Written task: Where a line below holds the string "document", copy that line.

-- Start of Supplied data --

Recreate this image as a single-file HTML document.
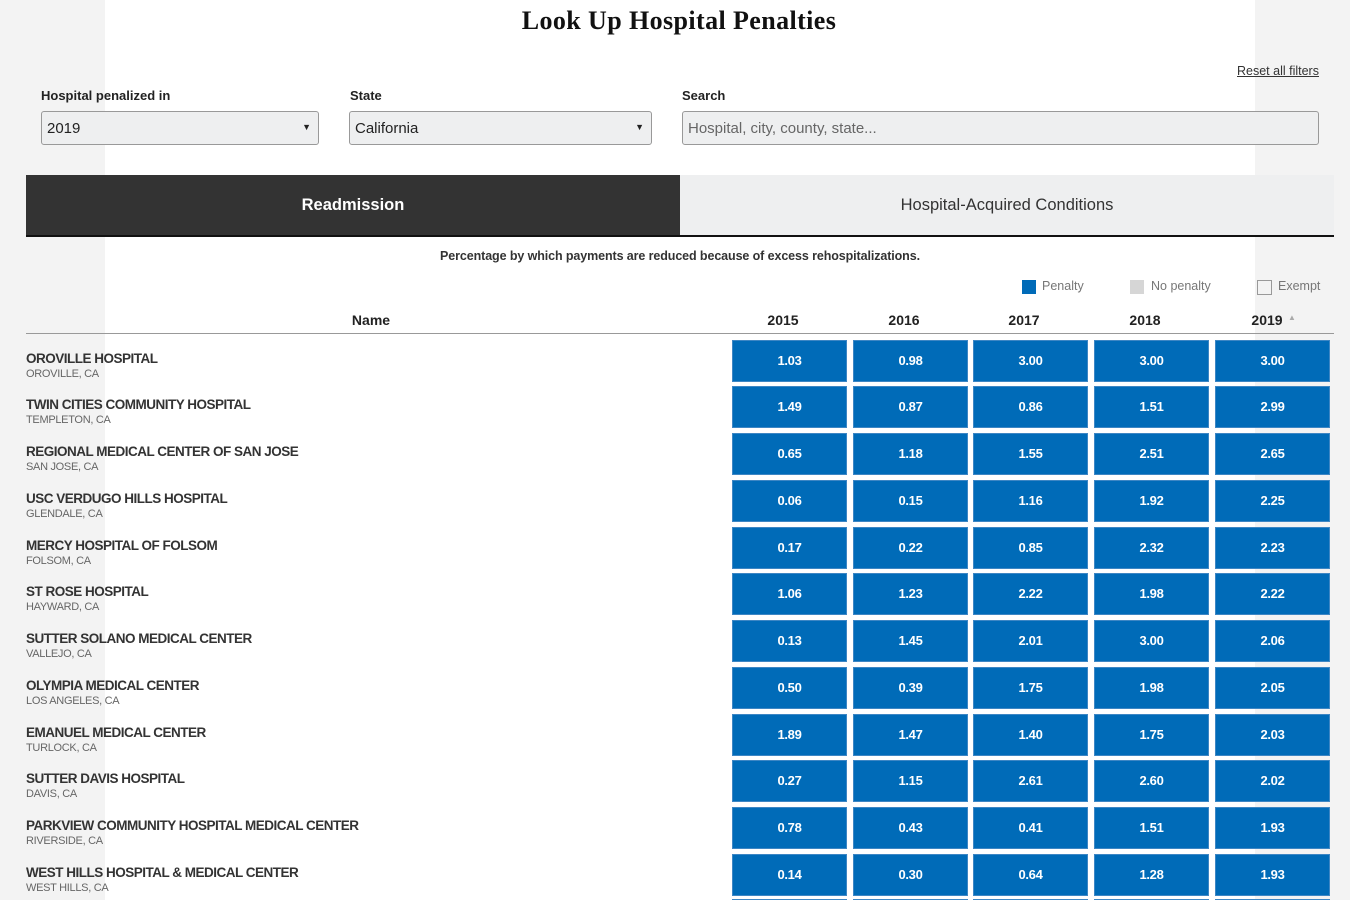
<!DOCTYPE html>
<html style="height:900px;overflow:hidden"><head><meta charset="utf-8">
<style>
*{margin:0;padding:0;box-sizing:border-box}
body{width:1350px;height:900px;overflow:hidden;background:#f3f3f3;font-family:"Liberation Sans",sans-serif;color:#333;position:relative}
.col{position:absolute;left:105px;top:0;width:1150px;height:900px;background:#fff}
.a{position:absolute}
h1{position:absolute;left:0;width:1350px;top:6px;text-align:center;font-family:"Liberation Serif",serif;font-size:26px;font-weight:bold;color:#111;padding-left:8px;letter-spacing:0.4px}
.lbl{font-size:13px;font-weight:bold;color:#222;top:88px}
.sel{top:111px;height:34px;border:1px solid #999;border-radius:3px;background:#eeeff0;font-size:15px;padding:8px 5px;color:#222}
.sel span{position:absolute;right:7px;top:10px;font-size:9px}
.tab{top:175px;height:60px;font-size:16.5px;font-weight:bold;text-align:center;line-height:60px}
.nm{left:26px;font-size:13.5px;font-weight:bold;color:#333;letter-spacing:-0.5px}
.ct{left:26px;font-size:11px;color:#666;letter-spacing:-0.3px}
.c{position:absolute;height:42px;background:#006bb8;border:1px solid #3d86c4;color:#fff;font-size:13px;font-weight:bold;text-align:center;line-height:40px;letter-spacing:-0.3px}
.yr{top:312px;font-size:14px;font-weight:bold;color:#222;width:80px;text-align:center}
</style></head><body>
<div class="col"></div>
<h1>Look Up Hospital Penalties</h1>
<div class="a" style="left:1237px;top:64px;font-size:12.5px;text-decoration:underline;color:#333">Reset all filters</div>
<div class="a lbl" style="left:41px">Hospital penalized in</div>
<div class="a lbl" style="left:350px">State</div>
<div class="a lbl" style="left:682px">Search</div>
<div class="a sel" style="left:41px;width:278px">2019<span>▼</span></div>
<div class="a sel" style="left:349px;width:303px">California<span>▼</span></div>
<div class="a sel" style="left:682px;width:637px;color:#666">Hospital, city, county, state...</div>
<div class="a tab" style="left:26px;width:654px;background:#333;color:#fff">Readmission</div>
<div class="a tab" style="left:680px;width:654px;background:#eeeff0;color:#333;font-weight:normal">Hospital-Acquired Conditions</div>
<div class="a" style="left:26px;top:235px;width:1308px;height:2px;background:#111"></div>
<div class="a" style="left:0;width:1360px;top:249px;text-align:center;font-size:12.5px;font-weight:bold;color:#333;letter-spacing:-0.1px">Percentage by which payments are reduced because of excess rehospitalizations.</div>
<div class="a" style="left:1022px;top:280px;width:14px;height:14px;background:#006bb8"></div>
<div class="a" style="left:1042px;top:279px;font-size:12.5px;color:#777">Penalty</div>
<div class="a" style="left:1130px;top:280px;width:14px;height:14px;background:#d6d6d6"></div>
<div class="a" style="left:1151px;top:279px;font-size:12.5px;color:#777">No penalty</div>
<div class="a" style="left:1257px;top:280px;width:15px;height:15px;border:1px solid #999"></div>
<div class="a" style="left:1278px;top:279px;font-size:12.5px;color:#777">Exempt</div>
<div class="a yr" style="left:331px">Name</div>
<div class="a yr" style="left:743px">2015</div>
<div class="a yr" style="left:864px">2016</div>
<div class="a yr" style="left:984px">2017</div>
<div class="a yr" style="left:1105px">2018</div>
<div class="a yr" style="left:1227px">2019</div>
<div class="a" style="left:1288px;top:313px;font-size:8px;color:#aaa">▲</div>
<div class="a" style="left:26px;top:333px;width:1308px;height:1px;background:#999"></div>
<div id="rows"></div>
<script>
var d=[["OROVILLE HOSPITAL","OROVILLE, CA","1.03 0.98 3.00 3.00 3.00"],
["TWIN CITIES COMMUNITY HOSPITAL","TEMPLETON, CA","1.49 0.87 0.86 1.51 2.99"],
["REGIONAL MEDICAL CENTER OF SAN JOSE","SAN JOSE, CA","0.65 1.18 1.55 2.51 2.65"],
["USC VERDUGO HILLS HOSPITAL","GLENDALE, CA","0.06 0.15 1.16 1.92 2.25"],
["MERCY HOSPITAL OF FOLSOM","FOLSOM, CA","0.17 0.22 0.85 2.32 2.23"],
["ST ROSE HOSPITAL","HAYWARD, CA","1.06 1.23 2.22 1.98 2.22"],
["SUTTER SOLANO MEDICAL CENTER","VALLEJO, CA","0.13 1.45 2.01 3.00 2.06"],
["OLYMPIA MEDICAL CENTER","LOS ANGELES, CA","0.50 0.39 1.75 1.98 2.05"],
["EMANUEL MEDICAL CENTER","TURLOCK, CA","1.89 1.47 1.40 1.75 2.03"],
["SUTTER DAVIS HOSPITAL","DAVIS, CA","0.27 1.15 2.61 2.60 2.02"],
["PARKVIEW COMMUNITY HOSPITAL MEDICAL CENTER","RIVERSIDE, CA","0.78 0.43 0.41 1.51 1.93"],
["WEST HILLS HOSPITAL & MEDICAL CENTER","WEST HILLS, CA","0.14 0.30 0.64 1.28 1.93"]];
var xs=[732,853,973,1094,1215],h="";
d.forEach(function(r,i){var y=339.5+46.75*i;
h+='<div class="a nm" style="top:'+(y+11)+'px">'+r[0].replace("&","&amp;")+'</div><div class="a ct" style="top:'+(y+28)+'px">'+r[1]+'</div>';
r[2].split(" ").forEach(function(v,j){h+='<div class="c" style="left:'+xs[j]+'px;top:'+y+'px;width:115px">'+v+'</div>';});});
xs.forEach(function(x){h+='<div class="c" style="left:'+x+'px;top:899px;width:115px;height:1px"></div>';});
document.getElementById("rows").innerHTML=h;
</script>
</body></html>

-- End of Supplied data --

The output:
Recreate this image as a single-file HTML document.
document.getElementById("rows").innerHTML=h;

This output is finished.